The party was an annual tradition held by Ashley and Andy Aaronson, both lawyers. Ashley worked at a big television production company, while Andy worked at a boutique entertainment law firm, and their lives were about making deals and smug Instagram-ready tableaus of insider-dom. If you asked Andy, he would say he was Jewish, and if you asked Ashley—who had “soft-converted to Judaism”—she would say she was Jew-“ish.” They had a towering tree decorated with abundant garlands and twinkling lights that dwarfed a small menorah squatting on the mantel, right over the overstuffed Christmas stockings.
Ideally, a gift should be something that both the giver and the receiver would like, but Jane had no way of knowing who would end up with what; that was the whole point of the inane game. Last year, she’d brought one of her favorite bottles of wine. She grimaced at the memory of what unfolded.
The rules of the game were simple. When it was your turn, you picked a present, at which point the person who’d brought it identified themselves.

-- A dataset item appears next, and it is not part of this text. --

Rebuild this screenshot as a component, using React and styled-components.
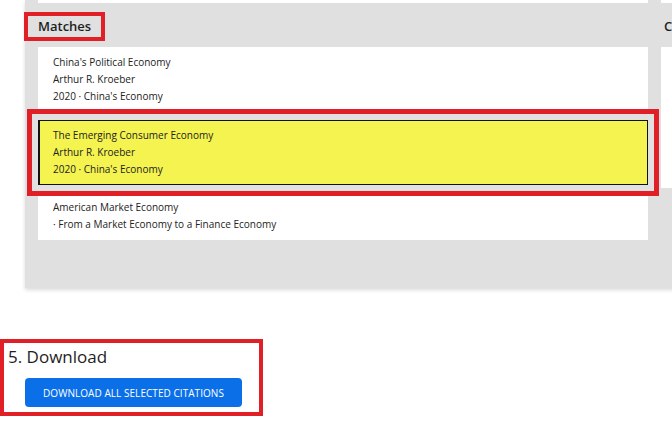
import React from 'react';
import styled, { createGlobalStyle } from 'styled-components';

const GlobalStyle = createGlobalStyle`
  html, body {
    margin: 0;
    padding: 0;
    background: #ffffff;
    overflow: hidden;
  }
  body {
    font-family: "Open Sans", "Liberation Sans", sans-serif;
    color: #222222;
  }
`;

const Page = styled.div`
  width: 672px;
  overflow: hidden;
  padding-bottom: 20px;
`;

const Panel = styled.section`
  margin-left: 25px;
  width: 1300px;
  background: #e0e0e0;
  padding: 0 0 48px 13px;
  box-shadow: 0 2px 4px rgba(0, 0, 0, 0.15);
  display: grid;
  grid-template-columns: 610px 600px;
  column-gap: 13px;
`;

const Column = styled.div`
  display: flex;
  flex-direction: column;
  align-items: flex-start;
`;

const PrevEdge = styled.div`
  align-self: stretch;
  height: 3px;
  background: #ffffff;
`;

const Heading = styled.h3`
  margin: 13px 0 10px -10px;
  padding: 3px 10px 3px ${(p) => (p.$marked ? 10 : 13)}px;
  font-size: 13px;
  line-height: 15px;
  font-weight: 600;
  color: #1e1e1e;
  outline: ${(p) => (p.$marked ? '4px solid #e11f26' : 'none')};
`;

const List = styled.div`
  align-self: stretch;
  background: #ffffff;
  min-height: ${(p) => p.$minHeight || 0}px;
`;

const Item = styled.div`
  padding: 7px 15px;
  font-size: 10px;
  line-height: 17px;
  color: #222222;

  ${(p) =>
    p.$selected &&
    `
    margin: 8px 0 7px;
    padding: 6px 15px 6px 13px;
    background: #f4f34f;
    border: 1px solid #111111;
    border-left-width: 2px;
    box-shadow: 0 0 0 6px #e2e0e0, 0 0 0 11px #e11f26;
  `}
`;

const Line = styled.div`
  white-space: nowrap;
`;

const DownloadBox = styled.section`
  margin-top: 51px;
  width: 263px;
  box-sizing: border-box;
  border: 4px solid #e11f26;
  padding: 2px 4px 5px;
`;

const StepTitle = styled.h2`
  margin: 0;
  font-size: 17px;
  line-height: 24px;
  font-weight: 500;
  color: #1e1e1e;
`;

const DownloadButton = styled.button`
  margin: 9px 0 0 17px;
  height: 29px;
  padding: 0 18px;
  border: none;
  border-radius: 4px;
  background: #0b70e8;
  color: #ffffff;
  font-family: "Open Sans", "Liberation Sans", sans-serif;
  font-size: 10px;
  text-transform: uppercase;
  letter-spacing: 0.05px;
  cursor: pointer;
`;

const matches = [
  { lines: ["China's Political Economy", 'Arthur R. Kroeber', "2020 · China's Economy"] },
  {
    lines: ['The Emerging Consumer Economy', 'Arthur R. Kroeber', "2020 · China's Economy"],
    selected: true,
  },
  { lines: ['American Market Economy', '· From a Market Economy to a Finance Economy'] },
];

export default function App() {
  return (
    <Page>
      <GlobalStyle />
      <Panel>
        <Column>
          <PrevEdge />
          <Heading $marked>Matches</Heading>
          <List>
            {matches.map((m, i) => (
              <Item key={i} $selected={m.selected}>
                {m.lines.map((l) => (
                  <Line key={l}>{l}</Line>
                ))}
              </Item>
            ))}
          </List>
        </Column>
        <Column>
          <PrevEdge />
          <Heading>Citations</Heading>
          <List $minHeight={141} />
        </Column>
      </Panel>
      <DownloadBox>
        <StepTitle>5. Download</StepTitle>
        <DownloadButton>Download all selected citations</DownloadButton>
      </DownloadBox>
    </Page>
  );
}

If someone had already chosen something you liked more, you could take (“steal”) it. And if your chosengift was taken from you, you could replace it by stealing someone else’s, or by taking a chance on one of the still-unopened gifts.
The house was full of young entertainment industry types. The laughing, the screaming, the shrieking—it all made Jane sink more deeply inside herself. Last year, a woman with an aggressive blunt cut and a tight smile had chosen Jane’s gift. Jane wanted to explain a little bit about the wine and why she loved it so much, but the woman seemed entirely uninterested. What did the Bible say about pearls before swine? This New Testament wisdom was appropriate given the season. Jesus knew his stuff.